National Portrait Gallery
7 February – 27 May 2013
Le violin d'Ingres. Museum Ludwig Cologne, Photography Collections (Collection Gruber) © Man Ray Trust / ADAGP © Copy Photograph Rheinisches Bildarchiv Köln |
Some definitive portraits, but not enough to deserve an entire show, especially given the routine quality of many of the other images.
First
off, as a record of European modernist pioneers, particularly in Paris, this
exhibition is wonderful. The artist seems to have known, and photographed,
everyone. He also has a talent for capturing either the intensity, or
surprising lack of it, in some of his subjects.
Here
is wide-eyed Picasso (over several decades), there is plump stately Matisse. On
one side we are in the brooding presence of Schoenberg, in a timeless expressionist
image reminiscent of his own mask-like painted portraits; on the opposite side
we party with the ravishing Peggy Guggenheim, evoking the high hopes and new
freedoms of her era.
Next,
as expected, some surrealistic images, including portraits of muse and student
Lee Miller and Ray himself, especially one of him sleeping under a female
torso. But these are period pieces.
Then,
we notice the size of the prints. Sometimes familiar images are revealed to be
smaller (or larger) than we expect. It isn’t clear whether these historic
prints reflect Ray’s intentions – there is an example of him producing two
different crops for an image, which suggest he had some interest in this,
though I didn’t notice much difference.
Some
of the later colour portraits are printed so small as to part of the portrait
miniature tradition, and presumably this was Ray’s intention.
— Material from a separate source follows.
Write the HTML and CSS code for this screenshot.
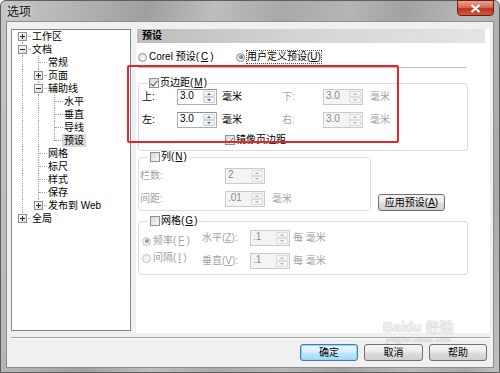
FILE: index.html
```html
<html>
	<head>
		<title>选项</title>
		<meta charset="UTF-8">
		<link rel="stylesheet" href="styles.css">
	</head>
	<body>

		<div class="window">
			<div class="titlebar">
				<span class="title">选项</span>
				<span class="close">
					<svg width="11" height="9" viewBox="0 0 11 9"><path d="M1.5 1 L9.5 8 M9.5 1 L1.5 8" stroke="#fff" stroke-width="2.2" fill="none"/></svg>
				</span>
			</div>

			<div class="client">
				<div class="main">

					<!-- left tree -->
					<div class="tree">
						<div class="row"><span class="c f"><i class="box plus"></i></span><span class="tx">工作区</span></div>
						<div class="row"><span class="c t"><i class="box"></i></span><span class="tx">文档</span></div>
						<div class="row"><span class="c g"></span><span class="c t"></span><span class="tx">常规</span></div>
						<div class="row"><span class="c g"></span><span class="c t"><i class="box plus"></i></span><span class="tx">页面</span></div>
						<div class="row"><span class="c g"></span><span class="c t"><i class="box"></i></span><span class="tx">辅助线</span></div>
						<div class="row"><span class="c g"></span><span class="c g"></span><span class="c t"></span><span class="tx">水平</span></div>
						<div class="row"><span class="c g"></span><span class="c g"></span><span class="c t"></span><span class="tx">垂直</span></div>
						<div class="row"><span class="c g"></span><span class="c g"></span><span class="c t"></span><span class="tx">导线</span></div>
						<div class="row"><span class="c g"></span><span class="c g"></span><span class="c l"></span><span class="tx sel">预设</span></div>
						<div class="row"><span class="c g"></span><span class="c t"></span><span class="tx">网格</span></div>
						<div class="row"><span class="c g"></span><span class="c t"></span><span class="tx">标尺</span></div>
						<div class="row"><span class="c g"></span><span class="c t"></span><span class="tx">样式</span></div>
						<div class="row"><span class="c g"></span><span class="c t"></span><span class="tx">保存</span></div>
						<div class="row"><span class="c g"></span><span class="c l"><i class="box plus"></i></span><span class="tx">发布到 Web</span></div>
						<div class="row"><span class="c l"><i class="box plus"></i></span><span class="tx">全局</span></div>
					</div>

					<!-- right settings page -->
					<div class="panel">
						<div class="phead">预设</div>

						<div class="presets">
							<span class="opt first"><span class="rd"></span>Corel 预设(<u>C</u>)</span>
							<span class="opt"><span class="rd on"></span><span class="focus">用户定义预设(<u>U</u>)</span></span>
						</div>
						<div class="rule"></div>

						<fieldset class="grp g1">
							<legend><span class="cb on"></span>页边距(<u>M</u>)</legend>
							<div class="mgrid">
								<span>上:</span>
								<span class="spin"><span class="val">3.0</span><span class="arr"><i class="up"></i><i class="dn"></i></span></span>
								<span>毫米</span>
								<span class="dis">下:</span>
								<span class="spin off"><span class="val">3.0</span><span class="arr"><i class="up"></i><i class="dn"></i></span></span>
								<span class="dis">毫米</span>

								<span>左:</span>
								<span class="spin"><span class="val">3.0</span><span class="arr"><i class="up"></i><i class="dn"></i></span></span>
								<span>毫米</span>
								<span class="dis">右:</span>
								<span class="spin off"><span class="val">3.0</span><span class="arr"><i class="up"></i><i class="dn"></i></span></span>
								<span class="dis">毫米</span>
							</div>
							<div class="mirror"><span class="cb on soft"></span>镜像页边距</div>
						</fieldset>

						<div class="colrow">
							<fieldset class="grp g2">
								<legend><span class="cb"></span>列(<u>N</u>)</legend>
								<div class="cgrid">
									<span class="dis">栏数:</span>
									<span class="spin off"><span class="val">2</span><span class="arr"><i class="up"></i><i class="dn"></i></span></span>
									<span></span>
									<span class="dis">间距:</span>
									<span class="spin off"><span class="val">.01</span><span class="arr"><i class="up"></i><i class="dn"></i></span></span>
									<span class="dis">毫米</span>
								</div>
							</fieldset>
							<span class="btn apply">应用预设(<u>A</u>)</span>
						</div>

						<fieldset class="grp g3">
							<legend><span class="cb"></span>网格(<u>G</u>)</legend>
							<div class="gbody">
								<div class="gradios">
									<span class="opt dis"><span class="rd on off"></span>频率(<u>F</u>)</span>
									<span class="opt dis"><span class="rd off"></span>间隔(<u>I</u>)</span>
								</div>
								<div class="ggrid">
									<span class="dis">水平(<u>Z</u>):</span>
									<span class="spin off"><span class="val">.1</span><span class="arr"><i class="up"></i><i class="dn"></i></span></span>
									<span class="dis">每 毫米</span>
									<span class="dis">垂直(<u>V</u>):</span>
									<span class="spin off"><span class="val">.1</span><span class="arr"><i class="up"></i><i class="dn"></i></span></span>
									<span class="dis">每 毫米</span>
								</div>
							</div>
						</fieldset>
					</div>
				</div>

				<div class="sep"></div>

				<div class="buttons">
					<span class="btn default">确定</span>
					<span class="btn wide">取消</span>
					<span class="btn">帮助</span>
				</div>
			</div>

			<!-- annotation + watermark lying over the dialog -->
			<div class="mark"></div>
			<div class="wm">
				<span class="wm-big">Baidu 经验</span>
				<span class="wm-url">jingyan.baidu.com</span>
			</div>
		</div>

	</body>
</html>
```

FILE: styles.css
```css
body {
	margin: 0px;
	padding: 0px;
	background: #fff;
	font-family: "Liberation Sans", "Noto Sans CJK SC", sans-serif;
	font-size: 10px;
	line-height: 12px;
	color: #000;
}

u {
	text-decoration: underline;
}

.window {
	position: relative;
	width: 500px;
	height: 373px;
	box-sizing: border-box;
	border: 1px solid #5e5e5e;
	border-radius: 6px 6px 0 0;
	display: flex;
	flex-direction: column;
	background: linear-gradient(100deg, #c6c6c6 0%, #b3b3b3 14%, #9f9f9f 26%, #bdbdbd 38%, #a9a9a9 50%, #b5b5b5 62%, #a2a2a2 72%, #b9b9b9 84%, #a8a8a8 94%, #c2c2c2 100%);
}

/* title bar */
.titlebar {
	height: 20px;
	display: flex;
	justify-content: space-between;
	align-items: center;
	padding-left: 6px;
}
.title {
	font-family: "Noto Sans CJK SC", sans-serif;
	font-size: 12px;
	color: #111;
	text-shadow: 0 0 5px rgba(255,255,255,0.9);
}
.close {
	align-self: flex-start;
	margin-top: -1px;
	margin-right: 5px;
	width: 37px;
	height: 16px;
	box-sizing: border-box;
	border: 1px solid #6a1e16;
	border-radius: 0 0 4px 4px;
	background: linear-gradient(#e9a392 0%, #d66c58 45%, #c0321f 55%, #d2583d 100%);
	display: flex;
	align-items: center;
	justify-content: center;
}

/* client area */
.client {
	flex: 1;
	margin: 0 5px 4px 5px;
	border: 1px solid #8e8e8e;
	background: #f0f0f0;
	display: flex;
	flex-direction: column;
}
.main {
	display: flex;
	gap: 5px;
	margin-top: 7px;
	padding: 0 3px 0 4px;
}

/* tree */
.tree {
	width: 120px;
	height: 302px;
	box-sizing: border-box;
	border: 1px solid #828790;
	background: #fff;
	padding: 0 0 0 2px;
}
.row {
	display: flex;
	height: 13px;
	line-height: 13px;
}
.c {
	position: relative;
	flex: none;
	width: 16px;
	height: 13px;
}
.c::before,
.c::after {
	content: "";
	position: absolute;
}
.g::before,
.t::before {
	left: 8px;
	top: 0;
	height: 13px;
	border-left: 1px dotted #a0a0a0;
}
.l::before {
	left: 8px;
	top: 0;
	height: 7px;
	border-left: 1px dotted #a0a0a0;
}
.f::before {
	left: 8px;
	top: 6px;
	height: 7px;
	border-left: 1px dotted #a0a0a0;
}
.t::after,
.l::after,
.f::after {
	left: 9px;
	top: 6px;
	width: 8px;
	border-top: 1px dotted #a0a0a0;
}
.box {
	position: absolute;
	left: 4px;
	top: 2px;
	width: 9px;
	height: 9px;
	box-sizing: border-box;
	border: 1px solid #919191;
	background: linear-gradient(135deg, #ffffff, #d8d8d8);
	z-index: 1;
}
.box::before {
	content: "";
	position: absolute;
	left: 1px;
	top: 3px;
	width: 5px;
	height: 1px;
	background: #2b2b2b;
}
.box.plus::after {
	content: "";
	position: absolute;
	left: 3px;
	top: 1px;
	width: 1px;
	height: 5px;
	background: #2b2b2b;
}
.tx {
	margin-left: 2px;
	white-space: nowrap;
}
.sel {
	margin-left: 0;
	padding: 0 2px;
	background: #d9d9d9;
}

/* right panel */
.panel {
	width: 354px;
	height: 304px;
	background: #fff;
}
.phead {
	margin-left: 1px;
	width: 343px;
	height: 14px;
	line-height: 14px;
	padding-left: 5px;
	font-weight: bold;
	background: linear-gradient(to right, #bdbdbd, #d6d6d6 50%, #e4e4e4);
}
.presets {
	display: flex;
	height: 12px;
	margin-top: 8px;
	padding-left: 2px;
}
.opt {
	display: flex;
	align-items: center;
	gap: 2px;
	height: 12px;
	white-space: nowrap;
}
.opt.first {
	width: 98px;
}
.focus {
	outline: 1px dotted #555;
	outline-offset: 0;
}
.rule {
	margin: 4px 0 0 2px;
	width: 328px;
	height: 1px;
	background: #bdbdbd;
}

/* radio + checkbox */
.rd {
	position: relative;
	flex: none;
	width: 9px;
	height: 9px;
	box-sizing: border-box;
	border: 1px solid #8e8f8f;
	border-radius: 50%;
	background: radial-gradient(circle at 60% 60%, #ffffff, #d4d4d4);
}
.rd.on::after {
	content: "";
	position: absolute;
	left: 1.5px;
	top: 1.5px;
	width: 4px;
	height: 4px;
	border-radius: 50%;
	background: radial-gradient(circle at 40% 40%, #8fb4e8, #203c72);
}
.rd.off {
	border-color: #c2c2c2;
	background: #f2f2f2;
}
.rd.on.off::after {
	background: #9a9a9a;
}
.cb {
	position: relative;
	flex: none;
	width: 10px;
	height: 10px;
	box-sizing: border-box;
	border: 1px solid #8e8f8f;
	background: linear-gradient(135deg, #d6d6d6, #fbfbfb);
}
.cb.on::after {
	content: "";
	position: absolute;
	left: 2px;
	top: 0px;
	width: 3px;
	height: 6px;
	border: solid #3c4f86;
	border-width: 0 1.5px 1.5px 0;
	transform: rotate(40deg);
}
.cb.soft::after {
	border-color: #6b7694;
}

/* group boxes */
.grp {
	margin: 0;
	padding: 0;
	min-inline-size: 0;
	box-sizing: border-box;
	border: 1px solid #d5dfe5;
	border-radius: 3px;
}
.grp legend {
	display: flex;
	align-items: center;
	gap: 1px;
	height: 12px;
	padding: 0 2px;
}
.g1 {
	margin: 9px 0 0 2px;
	width: 330px;
	padding: 0 0 3px 3px;
}
.g1 legend {
	margin-left: 5px;
}
.mgrid {
	display: grid;
	grid-template-columns: 35px 45px 60px 41px 47px auto;
	grid-auto-rows: 16px;
	row-gap: 7px;
	align-items: center;
}
.mirror {
	display: flex;
	align-items: center;
	gap: 1px;
	height: 14px;
	margin: 5px 0 0 83px;
}
.colrow {
	display: flex;
	align-items: flex-end;
	margin: 0 0 0 2px;
}
.g2 {
	width: 233px;
	padding: 5px 0 3px 1px;
}
.g2 legend {
	margin-left: 8px;
}
.cgrid {
	display: grid;
	grid-template-columns: 85px 47px auto;
	grid-auto-rows: 16px;
	row-gap: 7px;
	align-items: center;
}
.g3 {
	margin: 4px 0 0 2px;
	width: 330px;
	padding: 3px 0 5px 3px;
}
.g3 legend {
	margin-left: 6px;
}
.gbody {
	display: flex;
}
.gradios {
	width: 60px;
	margin-top: 5px;
	display: flex;
	flex-direction: column;
	gap: 5px;
}
.ggrid {
	display: grid;
	grid-template-columns: 48px 43px auto;
	grid-auto-rows: 16px;
	row-gap: 7px;
	align-items: center;
}
.dis {
	color: #a3a3a3;
}

/* spin boxes */
.spin {
	display: flex;
	width: 40px;
	height: 16px;
	box-sizing: border-box;
	border: 1px solid #abadb3;
	border-top-color: #8e8f8f;
	background: #fff;
}
.val {
	flex: 1;
	padding: 0 0 0 2px;
	line-height: 12px;
}
.arr {
	width: 12px;
	display: flex;
	flex-direction: column;
	padding: 1px 1px 1px 0;
}
.arr i {
	position: relative;
	flex: 1;
	border: 1px solid #c9d1da;
	border-radius: 1px;
	background: linear-gradient(#fbfbfb, #e6ebef);
}
.arr i::after {
	content: "";
	position: absolute;
	left: 3px;
	border-left: 2px solid transparent;
	border-right: 2px solid transparent;
}
.arr .up::after {
	top: 1px;
	border-bottom: 2px solid #4d6185;
}
.arr .dn::after {
	top: 1px;
	border-top: 2px solid #4d6185;
}
.spin.off {
	background: #f4f4f4;
	border-color: #cacaca;
	color: #8a8a8a;
}
.spin.off .arr i {
	border-color: #dcdcdc;
	background: #f4f4f4;
}
.spin.off .arr i::after {
	border-top-color: #b5b5b5;
	border-bottom-color: #b5b5b5;
}

/* bottom */
.sep {
	margin: 4px 3px 0 4px;
	border-top: 1px solid #a0a0a0;
	border-bottom: 1px solid #fff;
}
.buttons {
	display: flex;
	justify-content: flex-end;
	gap: 6px;
	margin-top: 5px;
	padding-right: 6px;
}
.btn {
	display: flex;
	align-items: center;
	justify-content: center;
	width: 58px;
	height: 17px;
	box-sizing: border-box;
	border: 1px solid #707070;
	border-radius: 3px;
	background: linear-gradient(#f4f4f4 0%, #ebebeb 48%, #dddddd 52%, #cfcfcf 100%);
	white-space: nowrap;
}
.btn.wide {
	width: 59px;
}
.btn.default {
	border-color: #3c7fb1;
	background: linear-gradient(#eaf6fd 0%, #d9f0fc 48%, #bee6fd 52%, #a7d9f5 100%);
	box-shadow: inset 0 0 0 1px #9ad3f5;
}
.btn.apply {
	width: 67px;
	margin-left: 7px;
}

/* red annotation box */
.mark {
	position: absolute;
	left: 126px;
	top: 64px;
	width: 272px;
	height: 78px;
	box-sizing: border-box;
	border: 2px solid #e8262a;
	border-radius: 2px;
}

/* watermark */
.wm {
	position: absolute;
	left: 382px;
	top: 318px;
	display: flex;
	flex-direction: column;
	align-items: center;
	color: rgba(255,255,255,0.85);
	text-shadow: 0 0 1px rgba(0,0,0,0.4);
	pointer-events: none;
}
.wm-big {
	font-size: 14px;
	line-height: 16px;
	font-weight: bold;
	font-family: "Liberation Sans", "Noto Sans CJK SC", sans-serif;
}
.wm-url {
	font-size: 8px;
	line-height: 9px;
}
```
But hardly an
inspired idea, and the actual portraits are bland fashion images.
And the
fashion portraits are especially dull, and comprise too much of the exhibition,
as if hackwork must be displayed simply to prove he did it.
The
relation between cinema and photography seems particularly striking looking at
these portraits. Perhaps directors and actors were influenced by the poses in
Ray’s photos, but it mostly seems the other way around.
So the
stilted unsmiling images of the silent era give way to disarmingly
self-confident images of the 1960s, with variations recorded between these
periods.
Overall, a curiosity rather than a living body of work.